• [SUPPLIED DATA]:

:::

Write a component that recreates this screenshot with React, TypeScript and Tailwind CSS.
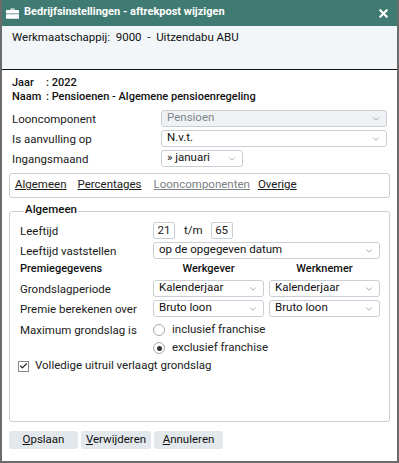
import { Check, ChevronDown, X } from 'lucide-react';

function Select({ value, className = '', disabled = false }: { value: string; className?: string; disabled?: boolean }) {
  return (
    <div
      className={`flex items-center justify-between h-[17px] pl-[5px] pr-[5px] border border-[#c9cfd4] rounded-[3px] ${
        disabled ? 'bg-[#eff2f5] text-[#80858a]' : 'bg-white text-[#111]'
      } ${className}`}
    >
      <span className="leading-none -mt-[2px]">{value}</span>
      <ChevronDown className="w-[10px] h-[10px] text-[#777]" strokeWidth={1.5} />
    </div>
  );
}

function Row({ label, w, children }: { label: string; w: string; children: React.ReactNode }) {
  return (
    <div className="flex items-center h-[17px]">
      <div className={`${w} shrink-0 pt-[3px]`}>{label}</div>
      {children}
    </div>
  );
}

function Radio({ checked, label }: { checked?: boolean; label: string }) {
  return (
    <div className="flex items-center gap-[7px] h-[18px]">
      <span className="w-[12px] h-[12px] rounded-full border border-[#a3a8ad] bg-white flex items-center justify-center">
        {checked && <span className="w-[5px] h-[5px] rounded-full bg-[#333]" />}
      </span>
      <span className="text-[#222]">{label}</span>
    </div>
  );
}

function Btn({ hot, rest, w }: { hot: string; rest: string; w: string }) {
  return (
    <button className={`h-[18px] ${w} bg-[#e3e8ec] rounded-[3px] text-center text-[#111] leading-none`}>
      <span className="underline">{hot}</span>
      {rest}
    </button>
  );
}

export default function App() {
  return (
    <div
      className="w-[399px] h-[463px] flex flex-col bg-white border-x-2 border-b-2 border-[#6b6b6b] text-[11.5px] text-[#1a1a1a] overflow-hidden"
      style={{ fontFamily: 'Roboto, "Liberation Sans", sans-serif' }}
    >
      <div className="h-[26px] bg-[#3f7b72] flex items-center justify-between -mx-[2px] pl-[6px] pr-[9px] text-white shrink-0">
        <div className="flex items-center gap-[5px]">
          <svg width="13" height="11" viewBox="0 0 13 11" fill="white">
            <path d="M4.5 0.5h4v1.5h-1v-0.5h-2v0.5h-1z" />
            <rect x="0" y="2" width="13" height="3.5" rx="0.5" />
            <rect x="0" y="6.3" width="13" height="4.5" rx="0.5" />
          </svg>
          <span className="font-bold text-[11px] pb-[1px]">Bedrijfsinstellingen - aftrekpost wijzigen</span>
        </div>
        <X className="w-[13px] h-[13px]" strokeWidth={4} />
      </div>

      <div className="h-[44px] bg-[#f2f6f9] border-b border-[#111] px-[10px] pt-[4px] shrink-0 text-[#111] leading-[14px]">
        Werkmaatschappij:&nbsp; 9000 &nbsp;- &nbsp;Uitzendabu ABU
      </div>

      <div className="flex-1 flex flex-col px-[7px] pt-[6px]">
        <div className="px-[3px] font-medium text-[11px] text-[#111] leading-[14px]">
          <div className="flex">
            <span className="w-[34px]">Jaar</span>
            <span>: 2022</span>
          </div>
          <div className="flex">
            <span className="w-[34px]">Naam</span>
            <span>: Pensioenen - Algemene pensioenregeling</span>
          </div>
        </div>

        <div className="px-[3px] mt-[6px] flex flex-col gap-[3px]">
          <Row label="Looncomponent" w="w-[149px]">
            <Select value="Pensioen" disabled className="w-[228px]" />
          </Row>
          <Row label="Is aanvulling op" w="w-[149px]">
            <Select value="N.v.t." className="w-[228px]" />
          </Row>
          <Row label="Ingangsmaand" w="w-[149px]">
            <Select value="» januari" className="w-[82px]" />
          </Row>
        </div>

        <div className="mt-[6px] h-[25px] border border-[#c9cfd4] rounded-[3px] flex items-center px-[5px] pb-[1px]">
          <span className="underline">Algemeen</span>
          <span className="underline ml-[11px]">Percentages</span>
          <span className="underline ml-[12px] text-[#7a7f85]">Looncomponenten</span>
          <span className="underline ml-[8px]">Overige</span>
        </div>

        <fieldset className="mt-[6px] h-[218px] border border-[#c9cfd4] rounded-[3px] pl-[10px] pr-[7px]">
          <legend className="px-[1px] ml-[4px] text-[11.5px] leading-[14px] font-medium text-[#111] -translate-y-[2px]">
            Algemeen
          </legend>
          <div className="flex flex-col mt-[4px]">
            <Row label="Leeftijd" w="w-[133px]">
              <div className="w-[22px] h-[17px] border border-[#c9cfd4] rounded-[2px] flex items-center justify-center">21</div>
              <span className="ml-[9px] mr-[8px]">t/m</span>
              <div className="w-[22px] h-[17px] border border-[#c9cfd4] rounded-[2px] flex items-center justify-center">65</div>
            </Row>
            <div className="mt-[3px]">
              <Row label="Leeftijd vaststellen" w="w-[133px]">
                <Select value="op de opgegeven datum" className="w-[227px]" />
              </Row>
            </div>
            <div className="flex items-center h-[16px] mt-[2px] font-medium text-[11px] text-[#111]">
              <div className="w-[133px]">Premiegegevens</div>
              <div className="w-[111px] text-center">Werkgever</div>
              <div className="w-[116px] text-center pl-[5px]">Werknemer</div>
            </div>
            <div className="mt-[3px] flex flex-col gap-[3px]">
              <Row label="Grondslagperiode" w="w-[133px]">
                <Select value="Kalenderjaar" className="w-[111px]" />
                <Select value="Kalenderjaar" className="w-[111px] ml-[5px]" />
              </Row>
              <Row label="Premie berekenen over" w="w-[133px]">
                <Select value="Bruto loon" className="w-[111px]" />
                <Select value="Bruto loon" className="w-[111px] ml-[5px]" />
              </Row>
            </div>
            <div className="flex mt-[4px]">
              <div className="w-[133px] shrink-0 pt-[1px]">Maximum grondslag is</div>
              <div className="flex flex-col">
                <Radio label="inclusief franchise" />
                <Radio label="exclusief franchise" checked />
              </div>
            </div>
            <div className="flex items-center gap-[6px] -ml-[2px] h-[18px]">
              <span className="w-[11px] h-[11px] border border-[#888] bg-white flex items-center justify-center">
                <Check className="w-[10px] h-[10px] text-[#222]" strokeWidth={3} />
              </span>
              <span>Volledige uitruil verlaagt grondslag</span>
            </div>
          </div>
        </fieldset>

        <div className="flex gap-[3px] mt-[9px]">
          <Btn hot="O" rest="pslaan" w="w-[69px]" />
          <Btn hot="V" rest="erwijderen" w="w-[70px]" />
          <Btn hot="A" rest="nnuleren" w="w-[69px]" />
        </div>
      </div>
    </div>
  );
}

:::

• [THE EXERCISE]:
Copy nothing but the lines from the top of the data down to the line containing "Check, ChevronDown, X", and leave the pictures out.

• [REPLY]:
Write a component that recreates this screenshot with React, TypeScript and Tailwind CSS.
import { Check, ChevronDown, X } from 'lucide-react';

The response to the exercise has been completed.